◆ INSTRUCTION
Show every line containing "this" by copying it.

◆ SUPPLIED DATA
###

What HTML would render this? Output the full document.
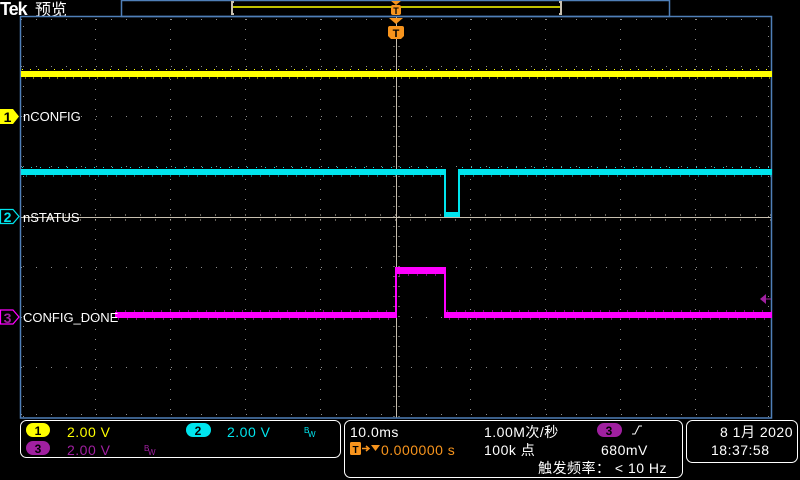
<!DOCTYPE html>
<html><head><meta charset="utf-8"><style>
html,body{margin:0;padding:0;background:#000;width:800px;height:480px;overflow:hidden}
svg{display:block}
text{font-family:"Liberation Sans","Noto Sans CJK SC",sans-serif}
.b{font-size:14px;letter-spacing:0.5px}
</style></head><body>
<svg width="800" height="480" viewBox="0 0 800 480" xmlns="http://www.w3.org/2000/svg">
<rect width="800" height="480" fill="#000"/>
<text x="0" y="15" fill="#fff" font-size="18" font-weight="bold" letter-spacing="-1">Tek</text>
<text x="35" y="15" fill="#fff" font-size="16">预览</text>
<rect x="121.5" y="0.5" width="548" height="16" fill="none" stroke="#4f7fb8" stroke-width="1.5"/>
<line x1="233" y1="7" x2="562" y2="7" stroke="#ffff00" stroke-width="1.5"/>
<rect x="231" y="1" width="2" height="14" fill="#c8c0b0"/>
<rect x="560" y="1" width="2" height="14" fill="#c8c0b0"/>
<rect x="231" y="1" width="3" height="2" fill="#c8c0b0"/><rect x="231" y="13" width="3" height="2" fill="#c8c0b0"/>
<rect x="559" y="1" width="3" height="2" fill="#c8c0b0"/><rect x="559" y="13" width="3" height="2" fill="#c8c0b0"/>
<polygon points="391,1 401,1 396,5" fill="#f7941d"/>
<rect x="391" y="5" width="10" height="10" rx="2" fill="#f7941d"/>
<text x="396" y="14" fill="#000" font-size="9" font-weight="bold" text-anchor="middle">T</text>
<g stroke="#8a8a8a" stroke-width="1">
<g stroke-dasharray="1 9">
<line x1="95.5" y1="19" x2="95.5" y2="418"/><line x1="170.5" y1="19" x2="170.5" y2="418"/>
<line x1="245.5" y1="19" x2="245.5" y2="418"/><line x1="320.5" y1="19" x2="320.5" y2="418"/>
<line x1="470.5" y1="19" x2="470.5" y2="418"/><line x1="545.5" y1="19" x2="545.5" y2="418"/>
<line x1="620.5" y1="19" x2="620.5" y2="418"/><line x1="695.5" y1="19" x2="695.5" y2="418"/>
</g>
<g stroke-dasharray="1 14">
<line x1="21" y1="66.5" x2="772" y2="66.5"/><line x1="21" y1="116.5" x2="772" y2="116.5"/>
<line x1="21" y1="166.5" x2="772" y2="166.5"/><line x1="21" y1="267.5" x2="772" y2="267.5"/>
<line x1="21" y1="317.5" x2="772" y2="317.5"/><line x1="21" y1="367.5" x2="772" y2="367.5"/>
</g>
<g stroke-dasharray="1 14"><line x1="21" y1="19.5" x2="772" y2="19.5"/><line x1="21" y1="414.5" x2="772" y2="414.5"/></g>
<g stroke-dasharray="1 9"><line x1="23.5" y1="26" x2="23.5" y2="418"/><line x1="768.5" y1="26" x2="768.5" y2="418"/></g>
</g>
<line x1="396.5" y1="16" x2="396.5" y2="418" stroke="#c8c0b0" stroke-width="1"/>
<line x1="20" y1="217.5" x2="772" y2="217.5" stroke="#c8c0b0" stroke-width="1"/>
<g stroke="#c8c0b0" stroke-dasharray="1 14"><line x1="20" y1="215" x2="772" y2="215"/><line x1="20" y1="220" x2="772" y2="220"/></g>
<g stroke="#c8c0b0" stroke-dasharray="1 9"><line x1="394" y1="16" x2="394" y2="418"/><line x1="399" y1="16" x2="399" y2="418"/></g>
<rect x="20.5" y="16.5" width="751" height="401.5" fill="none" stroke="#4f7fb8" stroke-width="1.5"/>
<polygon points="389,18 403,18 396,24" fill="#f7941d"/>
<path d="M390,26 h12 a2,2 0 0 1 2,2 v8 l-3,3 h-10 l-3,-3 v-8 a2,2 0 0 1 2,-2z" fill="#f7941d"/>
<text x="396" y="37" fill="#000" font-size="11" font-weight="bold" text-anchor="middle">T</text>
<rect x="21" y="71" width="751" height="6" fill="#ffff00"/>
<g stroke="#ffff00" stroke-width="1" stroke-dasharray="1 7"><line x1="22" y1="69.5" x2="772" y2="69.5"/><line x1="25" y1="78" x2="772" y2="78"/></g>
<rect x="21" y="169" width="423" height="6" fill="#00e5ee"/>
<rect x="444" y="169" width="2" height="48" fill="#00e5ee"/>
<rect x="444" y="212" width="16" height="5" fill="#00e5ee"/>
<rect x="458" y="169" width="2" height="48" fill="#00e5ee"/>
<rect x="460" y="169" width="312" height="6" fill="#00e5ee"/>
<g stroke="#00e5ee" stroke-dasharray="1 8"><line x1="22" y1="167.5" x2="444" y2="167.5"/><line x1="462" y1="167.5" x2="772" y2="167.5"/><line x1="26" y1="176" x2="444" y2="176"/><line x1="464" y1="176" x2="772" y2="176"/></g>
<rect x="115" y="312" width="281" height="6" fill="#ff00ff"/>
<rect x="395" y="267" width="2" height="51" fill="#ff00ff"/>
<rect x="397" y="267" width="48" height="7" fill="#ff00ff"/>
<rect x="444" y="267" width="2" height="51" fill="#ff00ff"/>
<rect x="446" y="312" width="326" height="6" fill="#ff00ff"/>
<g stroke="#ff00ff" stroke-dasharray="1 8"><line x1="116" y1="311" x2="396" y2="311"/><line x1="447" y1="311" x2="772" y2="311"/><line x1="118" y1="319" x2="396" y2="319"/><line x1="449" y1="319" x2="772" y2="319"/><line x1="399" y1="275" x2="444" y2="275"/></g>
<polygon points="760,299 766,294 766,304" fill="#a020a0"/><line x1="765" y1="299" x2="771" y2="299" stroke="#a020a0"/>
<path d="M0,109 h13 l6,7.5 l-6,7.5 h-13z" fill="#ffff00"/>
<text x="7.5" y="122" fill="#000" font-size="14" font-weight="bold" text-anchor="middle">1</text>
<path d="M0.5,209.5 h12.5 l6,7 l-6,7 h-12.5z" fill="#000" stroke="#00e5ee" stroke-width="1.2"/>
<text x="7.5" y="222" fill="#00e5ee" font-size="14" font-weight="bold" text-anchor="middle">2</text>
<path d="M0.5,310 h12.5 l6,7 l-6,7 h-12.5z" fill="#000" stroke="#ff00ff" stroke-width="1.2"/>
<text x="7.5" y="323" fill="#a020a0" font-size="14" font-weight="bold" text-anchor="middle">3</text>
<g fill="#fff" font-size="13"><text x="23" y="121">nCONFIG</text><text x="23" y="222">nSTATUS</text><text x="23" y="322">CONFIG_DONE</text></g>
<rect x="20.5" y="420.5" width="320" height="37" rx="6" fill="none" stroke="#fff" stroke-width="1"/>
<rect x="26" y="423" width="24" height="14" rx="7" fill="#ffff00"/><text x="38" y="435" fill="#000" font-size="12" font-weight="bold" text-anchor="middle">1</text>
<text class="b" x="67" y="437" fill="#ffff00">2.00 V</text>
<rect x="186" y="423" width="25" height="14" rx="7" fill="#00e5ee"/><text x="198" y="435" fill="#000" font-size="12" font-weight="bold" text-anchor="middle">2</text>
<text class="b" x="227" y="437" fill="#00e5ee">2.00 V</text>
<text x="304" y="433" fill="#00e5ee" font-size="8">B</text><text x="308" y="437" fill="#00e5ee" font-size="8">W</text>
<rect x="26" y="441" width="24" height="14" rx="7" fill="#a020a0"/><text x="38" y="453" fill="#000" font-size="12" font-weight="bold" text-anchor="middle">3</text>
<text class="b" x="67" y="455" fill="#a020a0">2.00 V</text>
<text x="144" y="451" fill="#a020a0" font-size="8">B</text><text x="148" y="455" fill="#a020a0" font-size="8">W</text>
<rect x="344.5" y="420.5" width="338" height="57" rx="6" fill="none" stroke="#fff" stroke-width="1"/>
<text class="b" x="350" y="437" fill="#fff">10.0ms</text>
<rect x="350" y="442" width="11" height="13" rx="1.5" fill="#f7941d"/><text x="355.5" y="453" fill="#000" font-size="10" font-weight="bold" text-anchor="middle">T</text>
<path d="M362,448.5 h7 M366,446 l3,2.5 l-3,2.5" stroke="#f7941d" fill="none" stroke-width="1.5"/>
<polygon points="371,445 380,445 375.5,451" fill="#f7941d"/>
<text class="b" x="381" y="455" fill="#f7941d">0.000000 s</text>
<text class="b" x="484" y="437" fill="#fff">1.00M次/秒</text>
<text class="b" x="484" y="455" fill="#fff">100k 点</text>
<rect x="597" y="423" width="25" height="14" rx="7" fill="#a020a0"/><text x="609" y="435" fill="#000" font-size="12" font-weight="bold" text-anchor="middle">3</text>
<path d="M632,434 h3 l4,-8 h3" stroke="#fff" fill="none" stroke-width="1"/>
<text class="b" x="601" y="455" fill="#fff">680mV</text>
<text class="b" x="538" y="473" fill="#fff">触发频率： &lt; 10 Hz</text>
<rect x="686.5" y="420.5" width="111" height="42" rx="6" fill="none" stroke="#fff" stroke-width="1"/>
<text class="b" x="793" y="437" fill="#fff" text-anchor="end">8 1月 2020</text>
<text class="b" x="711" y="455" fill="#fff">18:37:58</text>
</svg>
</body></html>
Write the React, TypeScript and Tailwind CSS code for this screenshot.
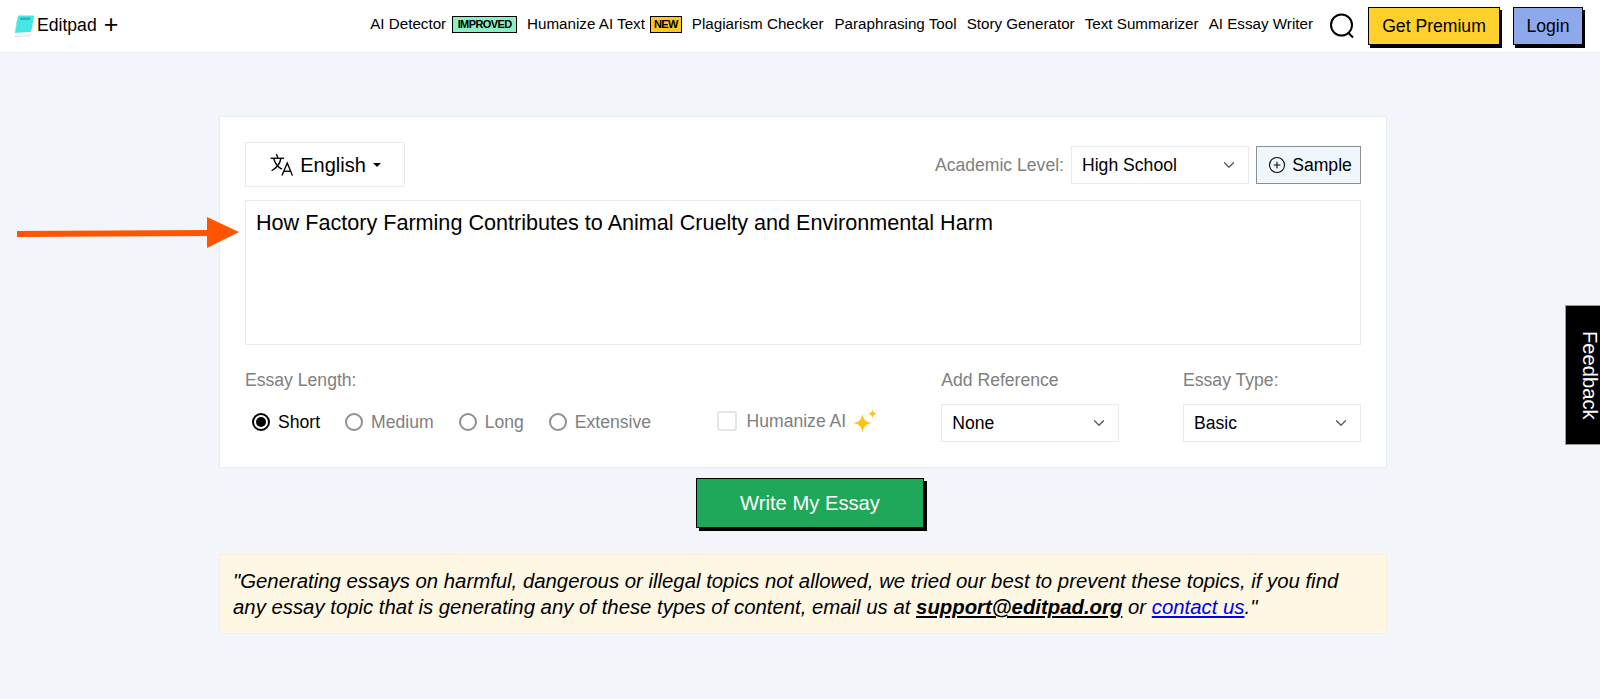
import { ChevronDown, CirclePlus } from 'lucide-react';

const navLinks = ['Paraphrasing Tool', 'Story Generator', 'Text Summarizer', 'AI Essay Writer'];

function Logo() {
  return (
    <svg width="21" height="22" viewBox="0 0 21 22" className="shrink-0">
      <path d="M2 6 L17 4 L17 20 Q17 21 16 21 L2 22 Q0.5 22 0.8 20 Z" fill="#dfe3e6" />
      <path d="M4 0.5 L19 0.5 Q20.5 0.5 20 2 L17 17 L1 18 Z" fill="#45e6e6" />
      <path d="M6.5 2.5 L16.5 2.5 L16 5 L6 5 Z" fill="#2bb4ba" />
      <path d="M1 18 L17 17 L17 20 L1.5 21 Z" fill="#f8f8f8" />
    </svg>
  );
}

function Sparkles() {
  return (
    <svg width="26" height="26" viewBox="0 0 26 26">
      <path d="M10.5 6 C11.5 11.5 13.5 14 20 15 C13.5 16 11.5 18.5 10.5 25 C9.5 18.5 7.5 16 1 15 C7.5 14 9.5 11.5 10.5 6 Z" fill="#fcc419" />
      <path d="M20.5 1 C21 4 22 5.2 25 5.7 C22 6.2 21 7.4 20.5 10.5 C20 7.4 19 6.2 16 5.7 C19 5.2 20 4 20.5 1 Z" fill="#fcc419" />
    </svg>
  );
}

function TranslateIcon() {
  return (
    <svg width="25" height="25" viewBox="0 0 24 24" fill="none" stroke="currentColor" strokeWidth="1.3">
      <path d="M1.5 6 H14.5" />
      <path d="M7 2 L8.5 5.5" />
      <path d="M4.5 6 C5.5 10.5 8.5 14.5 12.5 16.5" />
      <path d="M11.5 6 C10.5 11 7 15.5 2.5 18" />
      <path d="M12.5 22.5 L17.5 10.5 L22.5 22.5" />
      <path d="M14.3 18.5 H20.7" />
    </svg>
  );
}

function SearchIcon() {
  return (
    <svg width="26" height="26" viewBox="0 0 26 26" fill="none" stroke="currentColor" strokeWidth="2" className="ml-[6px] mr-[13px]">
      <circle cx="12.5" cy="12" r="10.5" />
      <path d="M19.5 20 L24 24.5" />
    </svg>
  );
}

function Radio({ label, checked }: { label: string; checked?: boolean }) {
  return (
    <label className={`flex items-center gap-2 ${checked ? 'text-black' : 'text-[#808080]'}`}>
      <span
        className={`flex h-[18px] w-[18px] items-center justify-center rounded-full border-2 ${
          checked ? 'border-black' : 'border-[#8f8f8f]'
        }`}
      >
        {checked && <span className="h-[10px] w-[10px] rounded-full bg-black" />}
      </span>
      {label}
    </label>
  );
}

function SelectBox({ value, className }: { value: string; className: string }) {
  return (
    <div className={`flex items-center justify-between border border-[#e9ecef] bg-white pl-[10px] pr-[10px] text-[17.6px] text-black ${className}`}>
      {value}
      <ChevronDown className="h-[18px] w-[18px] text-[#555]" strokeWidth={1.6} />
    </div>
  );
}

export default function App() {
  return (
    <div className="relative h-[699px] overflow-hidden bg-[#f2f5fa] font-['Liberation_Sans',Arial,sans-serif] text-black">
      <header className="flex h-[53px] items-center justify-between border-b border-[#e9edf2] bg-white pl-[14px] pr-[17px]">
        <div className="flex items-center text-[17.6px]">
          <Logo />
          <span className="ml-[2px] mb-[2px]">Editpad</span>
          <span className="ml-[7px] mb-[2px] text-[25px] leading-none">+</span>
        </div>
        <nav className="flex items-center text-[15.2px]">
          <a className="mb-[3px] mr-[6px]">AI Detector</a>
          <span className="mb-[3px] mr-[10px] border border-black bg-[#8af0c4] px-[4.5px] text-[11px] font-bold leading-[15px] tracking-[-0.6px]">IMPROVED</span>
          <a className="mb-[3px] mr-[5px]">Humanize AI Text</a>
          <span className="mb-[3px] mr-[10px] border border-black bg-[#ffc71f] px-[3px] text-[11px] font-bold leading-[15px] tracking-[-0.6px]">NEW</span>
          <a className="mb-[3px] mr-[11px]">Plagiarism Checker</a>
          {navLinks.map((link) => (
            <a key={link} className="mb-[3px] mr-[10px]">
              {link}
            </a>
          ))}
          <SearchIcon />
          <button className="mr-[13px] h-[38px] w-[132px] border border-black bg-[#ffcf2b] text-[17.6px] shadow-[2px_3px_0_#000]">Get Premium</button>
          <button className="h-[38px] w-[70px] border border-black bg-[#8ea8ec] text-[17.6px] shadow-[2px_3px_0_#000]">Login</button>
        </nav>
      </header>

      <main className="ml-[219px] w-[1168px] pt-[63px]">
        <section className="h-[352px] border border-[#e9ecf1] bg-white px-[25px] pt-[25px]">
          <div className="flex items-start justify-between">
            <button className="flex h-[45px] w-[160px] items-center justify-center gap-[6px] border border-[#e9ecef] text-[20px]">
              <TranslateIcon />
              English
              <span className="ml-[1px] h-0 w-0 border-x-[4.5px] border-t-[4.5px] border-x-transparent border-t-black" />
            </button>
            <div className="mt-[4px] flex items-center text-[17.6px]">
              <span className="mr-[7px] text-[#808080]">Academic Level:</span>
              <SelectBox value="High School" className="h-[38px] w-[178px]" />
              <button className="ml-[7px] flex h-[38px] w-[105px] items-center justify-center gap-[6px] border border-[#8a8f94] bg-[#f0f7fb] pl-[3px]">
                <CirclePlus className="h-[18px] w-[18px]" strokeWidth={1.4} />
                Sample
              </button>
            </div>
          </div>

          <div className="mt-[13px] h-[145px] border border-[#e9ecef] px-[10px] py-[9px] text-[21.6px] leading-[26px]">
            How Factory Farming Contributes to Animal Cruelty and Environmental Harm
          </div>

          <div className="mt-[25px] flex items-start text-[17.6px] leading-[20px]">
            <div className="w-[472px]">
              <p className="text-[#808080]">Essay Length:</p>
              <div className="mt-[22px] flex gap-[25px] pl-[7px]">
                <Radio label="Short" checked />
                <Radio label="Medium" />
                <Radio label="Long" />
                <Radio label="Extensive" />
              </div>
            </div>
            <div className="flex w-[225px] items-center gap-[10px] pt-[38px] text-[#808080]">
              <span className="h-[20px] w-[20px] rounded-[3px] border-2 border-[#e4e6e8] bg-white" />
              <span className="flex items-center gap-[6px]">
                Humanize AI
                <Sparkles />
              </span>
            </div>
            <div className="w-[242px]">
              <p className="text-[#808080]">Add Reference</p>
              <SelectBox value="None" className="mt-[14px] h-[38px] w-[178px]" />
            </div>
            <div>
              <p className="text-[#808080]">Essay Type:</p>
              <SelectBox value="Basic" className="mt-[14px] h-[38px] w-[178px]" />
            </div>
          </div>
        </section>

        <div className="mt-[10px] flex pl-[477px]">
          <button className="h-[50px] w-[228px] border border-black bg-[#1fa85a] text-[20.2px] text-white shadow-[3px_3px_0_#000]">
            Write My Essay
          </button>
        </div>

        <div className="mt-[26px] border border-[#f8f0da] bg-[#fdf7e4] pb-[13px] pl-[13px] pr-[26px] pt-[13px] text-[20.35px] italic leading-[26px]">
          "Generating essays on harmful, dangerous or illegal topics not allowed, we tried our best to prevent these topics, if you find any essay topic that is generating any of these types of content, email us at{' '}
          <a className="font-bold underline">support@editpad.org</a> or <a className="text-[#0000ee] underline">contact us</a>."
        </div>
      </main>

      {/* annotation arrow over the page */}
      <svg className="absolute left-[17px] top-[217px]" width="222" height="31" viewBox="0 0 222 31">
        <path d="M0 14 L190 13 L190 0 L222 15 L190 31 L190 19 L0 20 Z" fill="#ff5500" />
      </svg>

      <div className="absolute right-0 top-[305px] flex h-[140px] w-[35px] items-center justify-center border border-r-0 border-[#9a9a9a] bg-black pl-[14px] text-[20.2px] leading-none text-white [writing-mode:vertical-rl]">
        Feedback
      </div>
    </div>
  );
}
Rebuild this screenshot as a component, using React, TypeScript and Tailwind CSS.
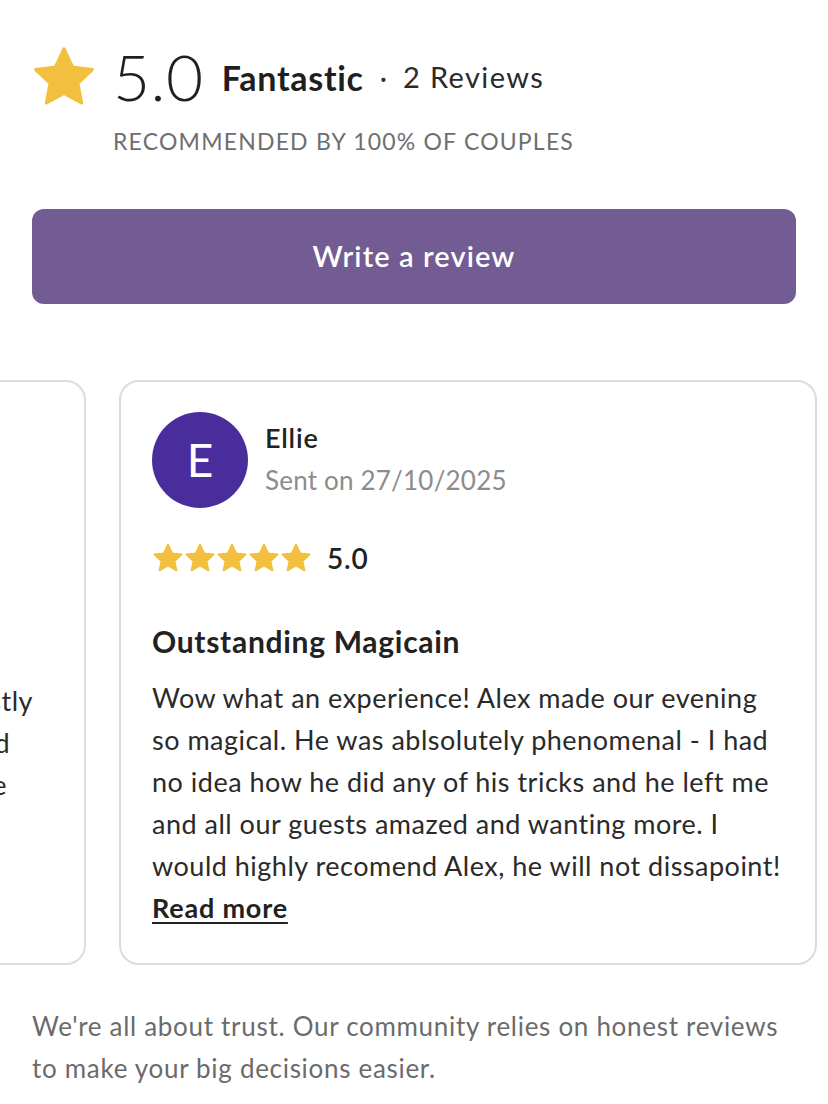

###

◆ COMPLETED EXERCISE
What HTML would render this? Output the full document.
Write the React, TypeScript and Tailwind CSS code for this screenshot.
Rebuild this screenshot as a component, using React, TypeScript and Tailwind CSS.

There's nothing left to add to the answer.